Exercise prompt: Leave out the pictures and transcribe everything else exactly.

Available data:

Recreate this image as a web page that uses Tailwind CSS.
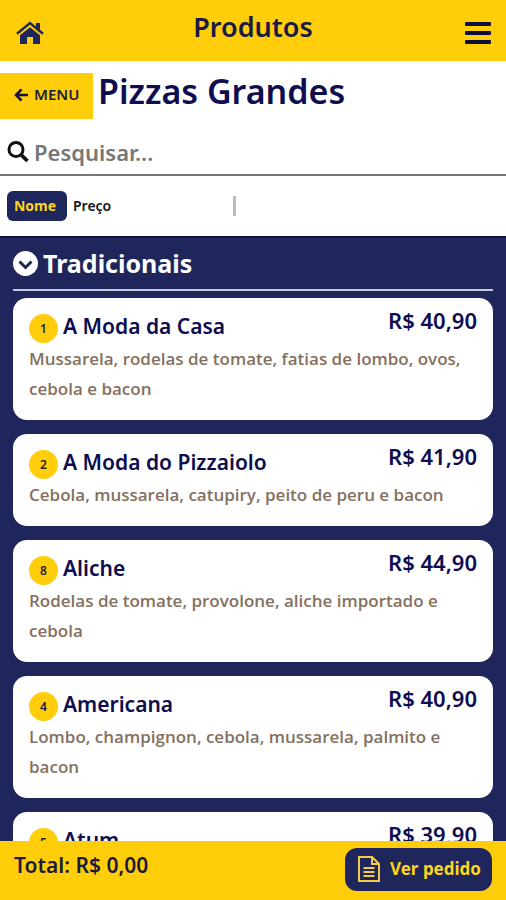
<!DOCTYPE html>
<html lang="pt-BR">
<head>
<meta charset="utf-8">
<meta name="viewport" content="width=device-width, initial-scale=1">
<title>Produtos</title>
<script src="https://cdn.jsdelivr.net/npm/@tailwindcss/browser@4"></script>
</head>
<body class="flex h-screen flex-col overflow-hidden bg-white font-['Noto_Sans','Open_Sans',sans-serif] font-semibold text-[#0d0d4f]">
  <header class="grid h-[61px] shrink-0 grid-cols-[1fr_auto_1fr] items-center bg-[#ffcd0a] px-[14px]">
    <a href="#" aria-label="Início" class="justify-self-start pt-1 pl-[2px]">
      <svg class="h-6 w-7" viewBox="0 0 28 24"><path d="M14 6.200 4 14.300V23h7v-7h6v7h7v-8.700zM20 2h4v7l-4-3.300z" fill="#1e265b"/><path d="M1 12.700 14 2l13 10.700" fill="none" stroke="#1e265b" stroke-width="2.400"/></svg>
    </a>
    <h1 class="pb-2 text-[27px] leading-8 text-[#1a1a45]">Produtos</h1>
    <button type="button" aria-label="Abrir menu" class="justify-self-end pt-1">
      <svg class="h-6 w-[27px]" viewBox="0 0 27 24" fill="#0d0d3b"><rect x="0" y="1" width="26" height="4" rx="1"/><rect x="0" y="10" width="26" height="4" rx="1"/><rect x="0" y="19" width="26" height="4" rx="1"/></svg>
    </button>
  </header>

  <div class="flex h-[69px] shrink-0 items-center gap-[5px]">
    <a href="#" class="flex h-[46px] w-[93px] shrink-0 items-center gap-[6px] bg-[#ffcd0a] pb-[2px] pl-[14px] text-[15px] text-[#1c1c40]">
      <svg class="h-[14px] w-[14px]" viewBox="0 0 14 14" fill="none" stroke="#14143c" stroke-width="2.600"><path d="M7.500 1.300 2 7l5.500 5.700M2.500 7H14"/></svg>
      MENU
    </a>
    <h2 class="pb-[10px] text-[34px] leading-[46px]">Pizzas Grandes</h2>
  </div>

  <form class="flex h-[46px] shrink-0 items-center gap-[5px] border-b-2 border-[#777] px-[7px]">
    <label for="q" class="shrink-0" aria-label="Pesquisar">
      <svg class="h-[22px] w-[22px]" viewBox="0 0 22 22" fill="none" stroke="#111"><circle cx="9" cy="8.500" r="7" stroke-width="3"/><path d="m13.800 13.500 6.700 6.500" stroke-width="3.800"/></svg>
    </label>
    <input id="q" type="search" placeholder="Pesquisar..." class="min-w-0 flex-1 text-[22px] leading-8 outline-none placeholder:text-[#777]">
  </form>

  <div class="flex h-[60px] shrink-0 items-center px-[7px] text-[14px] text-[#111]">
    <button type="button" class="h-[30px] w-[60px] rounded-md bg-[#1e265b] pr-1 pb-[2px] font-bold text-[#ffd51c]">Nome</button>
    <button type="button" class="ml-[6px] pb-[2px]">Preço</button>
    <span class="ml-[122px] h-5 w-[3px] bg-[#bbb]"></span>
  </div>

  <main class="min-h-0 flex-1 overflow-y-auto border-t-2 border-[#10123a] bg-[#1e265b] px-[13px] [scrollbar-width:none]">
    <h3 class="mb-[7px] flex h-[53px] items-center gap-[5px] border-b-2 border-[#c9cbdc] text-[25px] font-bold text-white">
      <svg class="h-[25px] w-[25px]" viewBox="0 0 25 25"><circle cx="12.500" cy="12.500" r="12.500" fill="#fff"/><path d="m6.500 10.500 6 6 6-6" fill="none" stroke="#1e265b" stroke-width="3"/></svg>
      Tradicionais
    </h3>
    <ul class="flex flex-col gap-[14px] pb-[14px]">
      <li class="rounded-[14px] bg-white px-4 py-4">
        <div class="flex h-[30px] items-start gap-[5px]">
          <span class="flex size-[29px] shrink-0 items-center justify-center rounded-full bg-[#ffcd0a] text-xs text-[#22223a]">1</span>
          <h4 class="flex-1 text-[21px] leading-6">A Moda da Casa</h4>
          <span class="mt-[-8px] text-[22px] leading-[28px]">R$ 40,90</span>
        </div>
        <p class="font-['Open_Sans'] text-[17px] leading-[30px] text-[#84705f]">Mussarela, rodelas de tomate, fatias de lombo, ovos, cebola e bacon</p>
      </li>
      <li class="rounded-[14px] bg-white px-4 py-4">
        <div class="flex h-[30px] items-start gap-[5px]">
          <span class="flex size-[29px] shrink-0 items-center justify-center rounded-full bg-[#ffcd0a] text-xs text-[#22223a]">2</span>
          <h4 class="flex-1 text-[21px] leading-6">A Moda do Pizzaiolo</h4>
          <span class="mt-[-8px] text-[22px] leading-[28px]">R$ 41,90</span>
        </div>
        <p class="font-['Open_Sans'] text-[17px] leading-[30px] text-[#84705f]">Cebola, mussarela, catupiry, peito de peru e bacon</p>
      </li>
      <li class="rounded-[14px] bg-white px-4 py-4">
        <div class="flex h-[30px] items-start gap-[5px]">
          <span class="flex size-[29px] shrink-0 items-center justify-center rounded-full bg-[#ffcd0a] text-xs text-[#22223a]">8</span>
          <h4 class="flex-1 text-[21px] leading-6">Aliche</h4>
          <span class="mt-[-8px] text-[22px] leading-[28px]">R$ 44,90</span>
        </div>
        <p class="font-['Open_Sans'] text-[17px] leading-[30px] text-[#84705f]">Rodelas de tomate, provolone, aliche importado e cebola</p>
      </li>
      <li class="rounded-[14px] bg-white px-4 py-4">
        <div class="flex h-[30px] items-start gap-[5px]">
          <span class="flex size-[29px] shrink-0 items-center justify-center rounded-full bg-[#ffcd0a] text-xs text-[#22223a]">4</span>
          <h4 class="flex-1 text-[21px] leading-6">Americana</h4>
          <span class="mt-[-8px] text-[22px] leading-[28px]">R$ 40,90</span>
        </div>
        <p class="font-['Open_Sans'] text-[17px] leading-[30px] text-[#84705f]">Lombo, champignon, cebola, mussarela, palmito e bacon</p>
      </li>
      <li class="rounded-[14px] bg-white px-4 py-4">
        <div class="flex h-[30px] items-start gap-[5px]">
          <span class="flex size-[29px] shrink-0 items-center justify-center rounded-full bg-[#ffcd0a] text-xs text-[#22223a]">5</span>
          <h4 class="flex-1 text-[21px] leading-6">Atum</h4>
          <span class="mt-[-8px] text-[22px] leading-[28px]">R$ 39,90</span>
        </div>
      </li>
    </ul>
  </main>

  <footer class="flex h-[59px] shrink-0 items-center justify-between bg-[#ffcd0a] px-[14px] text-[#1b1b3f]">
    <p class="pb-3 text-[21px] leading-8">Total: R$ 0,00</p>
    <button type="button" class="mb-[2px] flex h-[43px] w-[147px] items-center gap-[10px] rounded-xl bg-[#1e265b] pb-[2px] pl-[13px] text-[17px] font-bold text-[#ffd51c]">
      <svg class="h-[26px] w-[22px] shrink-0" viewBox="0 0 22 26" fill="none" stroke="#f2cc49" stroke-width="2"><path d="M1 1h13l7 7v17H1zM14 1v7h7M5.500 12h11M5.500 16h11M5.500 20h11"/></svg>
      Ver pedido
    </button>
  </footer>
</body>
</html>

Task response:
Recreate this image as a web page that uses Tailwind CSS.
<!DOCTYPE html>
<html lang="pt-BR">
<head>
<meta charset="utf-8">
<meta name="viewport" content="width=device-width, initial-scale=1">
<title>Produtos</title>
<script src="https://cdn.jsdelivr.net/npm/@tailwindcss/browser@4"></script>
</head>
<body class="flex h-screen flex-col overflow-hidden bg-white font-['Noto_Sans','Open_Sans',sans-serif] font-semibold text-[#0d0d4f]">
  <header class="grid h-[61px] shrink-0 grid-cols-[1fr_auto_1fr] items-center bg-[#ffcd0a] px-[14px]">
    <a href="#" aria-label="Início" class="justify-self-start pt-1 pl-[2px]">
      <svg class="h-6 w-7" viewBox="0 0 28 24"><path d="M14 6.200 4 14.300V23h7v-7h6v7h7v-8.700zM20 2h4v7l-4-3.300z" fill="#1e265b"/><path d="M1 12.700 14 2l13 10.700" fill="none" stroke="#1e265b" stroke-width="2.400"/></svg>
    </a>
    <h1 class="pb-2 text-[27px] leading-8 text-[#1a1a45]">Produtos</h1>
    <button type="button" aria-label="Abrir menu" class="justify-self-end pt-1">
      <svg class="h-6 w-[27px]" viewBox="0 0 27 24" fill="#0d0d3b"><rect x="0" y="1" width="26" height="4" rx="1"/><rect x="0" y="10" width="26" height="4" rx="1"/><rect x="0" y="19" width="26" height="4" rx="1"/></svg>
    </button>
  </header>

  <div class="flex h-[69px] shrink-0 items-center gap-[5px]">
    <a href="#" class="flex h-[46px] w-[93px] shrink-0 items-center gap-[6px] bg-[#ffcd0a] pb-[2px] pl-[14px] text-[15px] text-[#1c1c40]">
      <svg class="h-[14px] w-[14px]" viewBox="0 0 14 14" fill="none" stroke="#14143c" stroke-width="2.600"><path d="M7.500 1.300 2 7l5.500 5.700M2.500 7H14"/></svg>
      MENU
    </a>
    <h2 class="pb-[10px] text-[34px] leading-[46px]">Pizzas Grandes</h2>
  </div>

  <form class="flex h-[46px] shrink-0 items-center gap-[5px] border-b-2 border-[#777] px-[7px]">
    <label for="q" class="shrink-0" aria-label="Pesquisar">
      <svg class="h-[22px] w-[22px]" viewBox="0 0 22 22" fill="none" stroke="#111"><circle cx="9" cy="8.500" r="7" stroke-width="3"/><path d="m13.800 13.500 6.700 6.500" stroke-width="3.800"/></svg>
    </label>
    <input id="q" type="search" placeholder="Pesquisar..." class="min-w-0 flex-1 text-[22px] leading-8 outline-none placeholder:text-[#777]">
  </form>

  <div class="flex h-[60px] shrink-0 items-center px-[7px] text-[14px] text-[#111]">
    <button type="button" class="h-[30px] w-[60px] rounded-md bg-[#1e265b] pr-1 pb-[2px] font-bold text-[#ffd51c]">Nome</button>
    <button type="button" class="ml-[6px] pb-[2px]">Preço</button>
    <span class="ml-[122px] h-5 w-[3px] bg-[#bbb]"></span>
  </div>

  <main class="min-h-0 flex-1 overflow-y-auto border-t-2 border-[#10123a] bg-[#1e265b] px-[13px] [scrollbar-width:none]">
    <h3 class="mb-[7px] flex h-[53px] items-center gap-[5px] border-b-2 border-[#c9cbdc] text-[25px] font-bold text-white">
      <svg class="h-[25px] w-[25px]" viewBox="0 0 25 25"><circle cx="12.500" cy="12.500" r="12.500" fill="#fff"/><path d="m6.500 10.500 6 6 6-6" fill="none" stroke="#1e265b" stroke-width="3"/></svg>
      Tradicionais
    </h3>
    <ul class="flex flex-col gap-[14px] pb-[14px]">
      <li class="rounded-[14px] bg-white px-4 py-4">
        <div class="flex h-[30px] items-start gap-[5px]">
          <span class="flex size-[29px] shrink-0 items-center justify-center rounded-full bg-[#ffcd0a] text-xs text-[#22223a]">1</span>
          <h4 class="flex-1 text-[21px] leading-6">A Moda da Casa</h4>
          <span class="mt-[-8px] text-[22px] leading-[28px]">R$ 40,90</span>
        </div>
        <p class="font-['Open_Sans'] text-[17px] leading-[30px] text-[#84705f]">Mussarela, rodelas de tomate, fatias de lombo, ovos, cebola e bacon</p>
      </li>
      <li class="rounded-[14px] bg-white px-4 py-4">
        <div class="flex h-[30px] items-start gap-[5px]">
          <span class="flex size-[29px] shrink-0 items-center justify-center rounded-full bg-[#ffcd0a] text-xs text-[#22223a]">2</span>
          <h4 class="flex-1 text-[21px] leading-6">A Moda do Pizzaiolo</h4>
          <span class="mt-[-8px] text-[22px] leading-[28px]">R$ 41,90</span>
        </div>
        <p class="font-['Open_Sans'] text-[17px] leading-[30px] text-[#84705f]">Cebola, mussarela, catupiry, peito de peru e bacon</p>
      </li>
      <li class="rounded-[14px] bg-white px-4 py-4">
        <div class="flex h-[30px] items-start gap-[5px]">
          <span class="flex size-[29px] shrink-0 items-center justify-center rounded-full bg-[#ffcd0a] text-xs text-[#22223a]">8</span>
          <h4 class="flex-1 text-[21px] leading-6">Aliche</h4>
          <span class="mt-[-8px] text-[22px] leading-[28px]">R$ 44,90</span>
        </div>
        <p class="font-['Open_Sans'] text-[17px] leading-[30px] text-[#84705f]">Rodelas de tomate, provolone, aliche importado e cebola</p>
      </li>
      <li class="rounded-[14px] bg-white px-4 py-4">
        <div class="flex h-[30px] items-start gap-[5px]">
          <span class="flex size-[29px] shrink-0 items-center justify-center rounded-full bg-[#ffcd0a] text-xs text-[#22223a]">4</span>
          <h4 class="flex-1 text-[21px] leading-6">Americana</h4>
          <span class="mt-[-8px] text-[22px] leading-[28px]">R$ 40,90</span>
        </div>
        <p class="font-['Open_Sans'] text-[17px] leading-[30px] text-[#84705f]">Lombo, champignon, cebola, mussarela, palmito e bacon</p>
      </li>
      <li class="rounded-[14px] bg-white px-4 py-4">
        <div class="flex h-[30px] items-start gap-[5px]">
          <span class="flex size-[29px] shrink-0 items-center justify-center rounded-full bg-[#ffcd0a] text-xs text-[#22223a]">5</span>
          <h4 class="flex-1 text-[21px] leading-6">Atum</h4>
          <span class="mt-[-8px] text-[22px] leading-[28px]">R$ 39,90</span>
        </div>
      </li>
    </ul>
  </main>

  <footer class="flex h-[59px] shrink-0 items-center justify-between bg-[#ffcd0a] px-[14px] text-[#1b1b3f]">
    <p class="pb-3 text-[21px] leading-8">Total: R$ 0,00</p>
    <button type="button" class="mb-[2px] flex h-[43px] w-[147px] items-center gap-[10px] rounded-xl bg-[#1e265b] pb-[2px] pl-[13px] text-[17px] font-bold text-[#ffd51c]">
      <svg class="h-[26px] w-[22px] shrink-0" viewBox="0 0 22 26" fill="none" stroke="#f2cc49" stroke-width="2"><path d="M1 1h13l7 7v17H1zM14 1v7h7M5.500 12h11M5.500 16h11M5.500 20h11"/></svg>
      Ver pedido
    </button>
  </footer>
</body>
</html>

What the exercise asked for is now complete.